Они становятся тупыми, бесцветными людьми, сидят на солнцепеке, вертят большими пальцами и умирают просто от скуки и душевной пустоты.

– Это очень спорная теория, доктор.

– Вы заговорили на эту тему. Я покончил с ней. Предлагаю другую.

Очевидно, вы заметили какую-то гнетущую, напряженную атмосферу, царящую в этом доме. Заметили, несмотря на свои нелепые зеркальные очки, которые вы теперь можете спокойно снять, – они вовсе не придают вам сходства с Кэри Грантом.

Я снял очки. Я совсем забыл о них.

– Здесь была полиция, мистер Марлоу. Некий лейтенант Мэглешен, расследующий убийство Клозена. Он будет рад познакомиться с вами.

Позвонить ему? Я уверен, что он вернется.

– Ну-ну, звоните, – ответил я. – Я просто заглянул сюда перед тем, как совершить самоубийство.

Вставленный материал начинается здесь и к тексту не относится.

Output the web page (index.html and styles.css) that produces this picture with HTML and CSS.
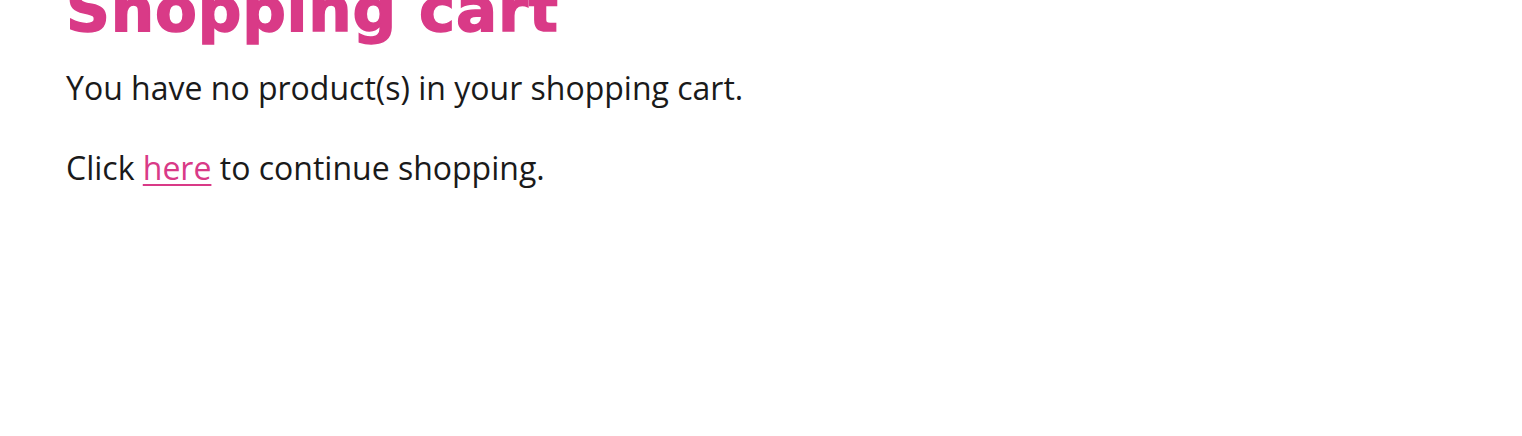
FILE: index.html
```html
<!DOCTYPE html>
<html lang="en">
<head>
<meta charset="utf-8">
<title>Shopping cart</title>
<link rel="stylesheet" href="styles.css">
</head>
<body>
<main class="cart">
  <h1 class="cart-title">Shopping cart</h1>
  <p class="cart-text">You have no product(s) in your shopping cart.</p>
  <p class="cart-text">Click <a class="cart-link" href="#">here</a> to continue shopping.</p>
</main>
</body>
</html>
```
FILE: styles.css
```css
html, body {
  margin: 0;
  padding: 0;
  background: #ffffff;
  overflow: hidden;
}
.cart {
  padding-left: 66px;
  font-family: "Open Sans", "Noto Sans", sans-serif;
  color: #1a1a1a;
}
.cart-title {
  margin: -23px 0 21px 0;
  font-family: "DejaVu Sans", Inter, sans-serif;
  font-weight: 700;
  font-size: 61px;
  line-height: 66px;
  letter-spacing: 0.8px;
  color: #d93a87;
  -webkit-text-stroke: 1.5px #d93a87;
}
.cart-text {
  margin: 0 0 32px 0;
  font-size: 32px;
  line-height: 48px;
}
.cart-link {
  color: #d93a87;
  text-decoration: underline;
  text-underline-offset: 4px;
  text-decoration-thickness: 2px;
}
```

Доктор потянулся к телефону, но руку его, словно магнит, притянул нож для бумаг. Он снова взял его. Казалось, обходиться без ножа он не может.

– Этой штукой можно убить человека, – сказал я.

– Запросто, – ответил доктор и слегка улыбнулся.

– На полтора дюйма в затылок, точно посередине, прямо под затылочную кость.

– Пешня лучше, – сказал он. – Особенно спиленная, остро заточенная. Она не согнется. Но если не попасть в позвоночник, то большого вреда не причинишь.

– Значит, требуются кой-какие познания в медицине?

Достав полупустую пачку «Кэмел», я вытащил сигарету.

Доктор продолжал улыбаться. Очень слабо, чуть печально. Испуганные люди так не улыбаются.

– Они были бы кстати, – негромко уронил он. – Но любой более-менее сообразительный человек может овладеть этой техникой за десять минут.